Regev also said that Israel was the recognized civil and military power in “Area C” of the West Bank, part of the land captured by Israel in 1967, under the Oslo accords of the 1990s.
Area C amounts to about 60% of the West Bank land area, although most Palestinians live in either Area B, under Israeli military rule but Palestinian civil administration, or in Area A, which is most of the urban areas of the West Bank where the Palestinian Authority controls both security and civil administration.
The Oslo Accords were supposed to be a process of negotiated evolution leading to the end of Israel’s occupation and the birth of a peaceful Palestinian state alongside Israel. But, more than 25 years later, that’s a fading vision.
A group of Bedouin men sat on the ground outside a ring of delegates and press, muttering about how pointless the whole scene was.
One stood up when Palestinian Authority Prime Minister Mohammad Shtayyeh approached.
“We don’t need water tanks or tents to be replaced. We need political support,” he shouted.
Decades of intermittent violence and logjams over the future of Palestinian refugees and their descendants claims’ to a UN-mandated “right of return,” the future of Jerusalem which both sides want as a capital, and the long-term status of the settlements, have not been cleared.
So, bitterness entrenches. And Israel’s expansion of the settlement project on the West Bank continues. Now, over 400,000 Israelis live in the West Bank – which was always opposed by the Obama-Biden administration, but embraced by Trump. And, with the fourth Israeli election in two years coming in March – many believe it’s a way for Netanyahu to solidify his conservative support.
In just the first 20 days of this year leading up to the Biden inauguration Israel announced plans to build another 3,352 settlement homes on the West Bank and in east Jerusalem.
Von Burgsdorff told CNN that he estimated that the EU, and bilateral donations, to the Palestinians by European nations was around $780 million a year.
With no faith that Israel and the Palestinians will move the peace process forward there’s a general acknowledgement by European diplomats that their money is being spent to keep Palestinians out of poverty and to dilute the influence of radical groups like Hamas, which rules Gaza, and is dedicated to the destruction of Israel.
“This is money that the Israelis would otherwise have to find since they do not take on the responsibility of ensuring the economic and social well-being of the 5 million Palestinians who have been living under occupation ever since 67,” von Burgsdorff said.

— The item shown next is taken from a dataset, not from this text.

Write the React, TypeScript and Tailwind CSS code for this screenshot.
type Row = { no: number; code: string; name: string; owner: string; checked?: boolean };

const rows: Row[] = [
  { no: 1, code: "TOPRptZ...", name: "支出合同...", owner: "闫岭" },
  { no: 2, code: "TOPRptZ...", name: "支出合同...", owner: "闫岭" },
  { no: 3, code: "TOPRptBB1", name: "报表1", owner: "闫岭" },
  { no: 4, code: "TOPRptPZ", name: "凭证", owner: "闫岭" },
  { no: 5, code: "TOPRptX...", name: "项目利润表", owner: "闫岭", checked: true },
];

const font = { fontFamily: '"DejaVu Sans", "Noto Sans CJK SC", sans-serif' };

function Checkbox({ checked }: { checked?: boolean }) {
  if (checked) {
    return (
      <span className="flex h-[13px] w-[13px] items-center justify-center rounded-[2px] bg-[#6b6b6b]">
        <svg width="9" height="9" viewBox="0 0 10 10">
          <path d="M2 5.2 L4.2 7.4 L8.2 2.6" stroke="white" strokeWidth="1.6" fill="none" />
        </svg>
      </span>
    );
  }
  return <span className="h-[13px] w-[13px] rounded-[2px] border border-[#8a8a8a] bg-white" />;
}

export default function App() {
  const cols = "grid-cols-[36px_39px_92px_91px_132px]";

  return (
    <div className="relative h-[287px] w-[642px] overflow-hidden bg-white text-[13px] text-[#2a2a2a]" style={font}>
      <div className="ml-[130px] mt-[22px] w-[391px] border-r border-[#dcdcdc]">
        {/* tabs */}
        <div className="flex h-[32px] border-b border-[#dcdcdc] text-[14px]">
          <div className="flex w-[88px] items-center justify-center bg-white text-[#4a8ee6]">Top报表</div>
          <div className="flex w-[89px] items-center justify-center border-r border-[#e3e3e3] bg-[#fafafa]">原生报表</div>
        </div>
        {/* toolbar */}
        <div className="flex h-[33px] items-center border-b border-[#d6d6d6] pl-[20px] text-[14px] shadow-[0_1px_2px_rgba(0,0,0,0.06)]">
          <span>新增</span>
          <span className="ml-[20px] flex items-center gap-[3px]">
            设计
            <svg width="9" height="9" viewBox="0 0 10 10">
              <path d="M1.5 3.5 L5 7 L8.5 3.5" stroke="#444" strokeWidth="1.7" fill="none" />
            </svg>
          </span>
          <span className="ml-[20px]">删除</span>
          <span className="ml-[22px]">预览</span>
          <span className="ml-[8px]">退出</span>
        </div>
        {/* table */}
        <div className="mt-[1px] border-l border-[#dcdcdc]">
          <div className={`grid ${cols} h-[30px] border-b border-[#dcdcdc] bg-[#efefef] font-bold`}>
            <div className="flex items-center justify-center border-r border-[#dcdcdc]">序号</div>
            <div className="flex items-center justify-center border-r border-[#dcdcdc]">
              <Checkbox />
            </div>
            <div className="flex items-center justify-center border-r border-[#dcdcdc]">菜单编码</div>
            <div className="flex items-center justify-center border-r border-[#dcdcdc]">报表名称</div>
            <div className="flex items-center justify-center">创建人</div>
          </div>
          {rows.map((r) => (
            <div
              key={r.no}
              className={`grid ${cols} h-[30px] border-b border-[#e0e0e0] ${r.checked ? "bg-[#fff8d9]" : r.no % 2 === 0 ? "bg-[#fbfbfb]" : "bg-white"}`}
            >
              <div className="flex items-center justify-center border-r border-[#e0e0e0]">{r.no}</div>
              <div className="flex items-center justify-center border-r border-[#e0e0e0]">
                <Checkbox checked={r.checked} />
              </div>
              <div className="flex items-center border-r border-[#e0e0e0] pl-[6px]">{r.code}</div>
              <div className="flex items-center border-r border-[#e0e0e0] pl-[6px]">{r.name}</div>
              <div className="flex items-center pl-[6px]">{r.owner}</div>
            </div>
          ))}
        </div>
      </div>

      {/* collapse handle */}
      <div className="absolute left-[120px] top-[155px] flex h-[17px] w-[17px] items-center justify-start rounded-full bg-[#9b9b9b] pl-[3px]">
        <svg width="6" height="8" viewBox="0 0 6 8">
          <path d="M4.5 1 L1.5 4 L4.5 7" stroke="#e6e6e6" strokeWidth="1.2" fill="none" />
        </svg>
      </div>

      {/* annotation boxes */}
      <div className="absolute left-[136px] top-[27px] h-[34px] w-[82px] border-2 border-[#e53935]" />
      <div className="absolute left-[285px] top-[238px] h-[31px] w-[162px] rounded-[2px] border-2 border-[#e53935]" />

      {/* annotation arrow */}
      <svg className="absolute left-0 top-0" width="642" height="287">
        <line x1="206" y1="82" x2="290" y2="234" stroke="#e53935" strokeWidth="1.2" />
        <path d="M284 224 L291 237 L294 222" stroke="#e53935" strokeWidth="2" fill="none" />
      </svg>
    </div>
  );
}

This is not a responsibility that Israel accepts. The Oslo accords cede responsibility for most Palestinians to the Palestinian Authority, Israeli officials argue.
This has left the PA, as well as the Palestine Liberation Organization, which represents the Palestinians in negotiations with Israel, looking increasingly impotent in achieving independence.
Shtayyeh, who’ll be facing elections in May, led his own delegation to Humsa.
Since you’ve achieved so little perhaps it’s time to dissolve the PA and to give up? CNN asked him.
“We spent all our lives fighting for an independent Palestinian state that is sovereign viable and contiguous on the borders of ’67, with Jerusalem as its capital. We have achieved something. We didn’t achieve everything. The Palestinian Authority is not a gift from the Israelis to us. This is a culmination of our sacrifices so therefore we continue to give hope to our people,” he replied.
But that “hope” meant little to Aysha abu Awwad as the storm blew in and she was gently ushered into a tent donated by the Red Crescent while younger members of her clan struggled with tarpaulins and the rain began to beat down.
Abeer Salman contributed to this report.